Nun kommt der 57-jährige Wirtschaftsexperte zurück in die Politik: Varoufakis tritt bei der Europawahl im Mai 2019 als Spitzenkandidat der transnationalen Bewegung "Democracy in Europe Movement 2015" (DiEM25), die er selbst 2016 mitgegründet hat, an. Und zwar ausgerechnet in seinem Lieblingsgegnerland von damals: Deutschland. Die Bestätigung seiner Kandidatur sendete die Bewegung am frühen Nachmittag via Twitter:

Offiziell nominiert wurden die Kandidatinnen und Kandidaten - zehn Frauen und zehn Männer - am Sonntag in Berlin. Alle sind aus unterschiedlichen Ländern und treten gemeinsam an. "Wir werden die nationalen Barrieren durchbrechen", kündigte die Partei im Vorfeld an. Die Einführung transnationaler Listen für alle Parteien lehnte das Europaparlament in einer Abstimmung Anfang des Jahres ab, auch Kanzlerin Angela Merkel sprach sich dagegen aus. Dass jemand wie Varoufakis in Deutschland antritt, ist dennoch rechtlich möglich, wenn er als EU-Bürger einen Wohnsitz im entsprechenden Land hat. DiEM25 hat sich in Deutschland außerdem einen Bündnispartner gesucht: die Kleinstpartei "Demokratie in Bewegung", deren Liste der Grieche nun anführt.

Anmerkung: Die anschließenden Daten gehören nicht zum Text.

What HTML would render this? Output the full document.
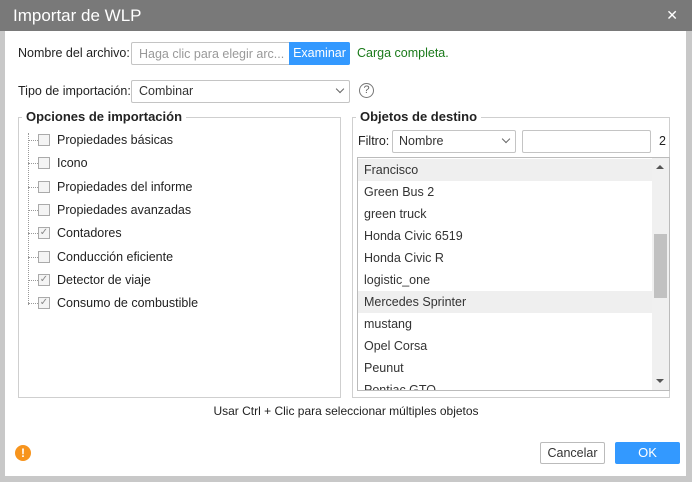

Varoufakis pflegt das Bild des rebellischen Anti-Politikers, tritt statt mit Krawatte gerne in Lederjacke auf. So sehr seine provozierende Art 2015 von den einen geliebt und von den anderen kritisiert wurde, so unumstritten ist seine fachliche Expertise. Varoufakis ist Professor für Wirtschaftswissenschaften und Ökonomische Theorie, hat mehrere wissenschaftliche Standardwerke geschrieben, unterrichtet in seiner Heimat Griechenland, in Großbritannien und den USA.

Wie er sich Europa vorstellt, hat er kürzlich in mehreren Interviews skizziert - auch in der Süddeutschen Zeitung. "Wir sollten in Europa endlich einen Plan machen zur Restrukturierung der Euro-Zone, statt immer mehr gutes Geld schlechtem Geld hinterherzuwerfen. Deutschland kann und soll nicht weiter Löcher stopfen. Spätestens jetzt mit den Problemen Italiens geht das nicht mehr, das Land ist viel zu groß", sagte Varoufakis. DiEM25 beschrieb er als "Graswurzelbewegung" und betonte: "Wir müssen weg von den nationalen Ansätzen zur Lösung unserer Probleme."

Außerdem fordert er bis 2025 eine verfassungsgebende Versammlung, die aus der EU eine europäische Republik macht, wie er dem RBB sagte. "Das Europäische Parlament ist das einzige Parlament in der Geschichte der Menschheit, das kein Recht zur Gesetzgebung hat. Das muss man einmal so sagen. Und dann erkennt man das Ausmaß der Farce."

Er wolle eine Alternative zum "Establishment", also den großen Parteien, und den Rechtspopulisten sein. Diese seien zwei Seiten einer Medaille, sagte er der Frankfurter Rundschau: "Sie bekämpfen sich angeblich, aber sie brauchen einander. Die Junckers und die Merkels und die Macrons der Welt sagen den Wählern: 'Ich weiß, dass Sie sehr wütend auf mich sind. Aber wenn ich weg bin, kommen nach mir Leute wie Salvini.'" Aber genau so eine Haltung würde Rechte stärken: "Salvini braucht das Establishment. Denn es sind die Sparpolitik und der Sozialismus für die Banker, die die Unzufriedenheit schaffen, die Salvini nährt. Wenn du für einen stimmst, stimmst du auch für den anderen."

Für die bisher recht unbekannte Kleinstpartei "Demokratie in Bewegung" dürfte der prominente Name Varoufakis ein Gewinn sein. Denn mit ihm könnte tatsächlich der Einzug ins Europäische Parlament gelingen, bei der Europawahl gibt es keine Fünf-Prozent-Hürde. Was den Bekanntheitsgrad angeht, steht der frühere Polit-Popstar den anderen Spitzenkandidaten in Deutschland - Manfred Weber (CSU), Ska Keller (Grüne), Katarina Barley (SPD) und Nicola Beer (FDP) - zudem in nichts nach. Dem früheren Popstar-Image sei Dank.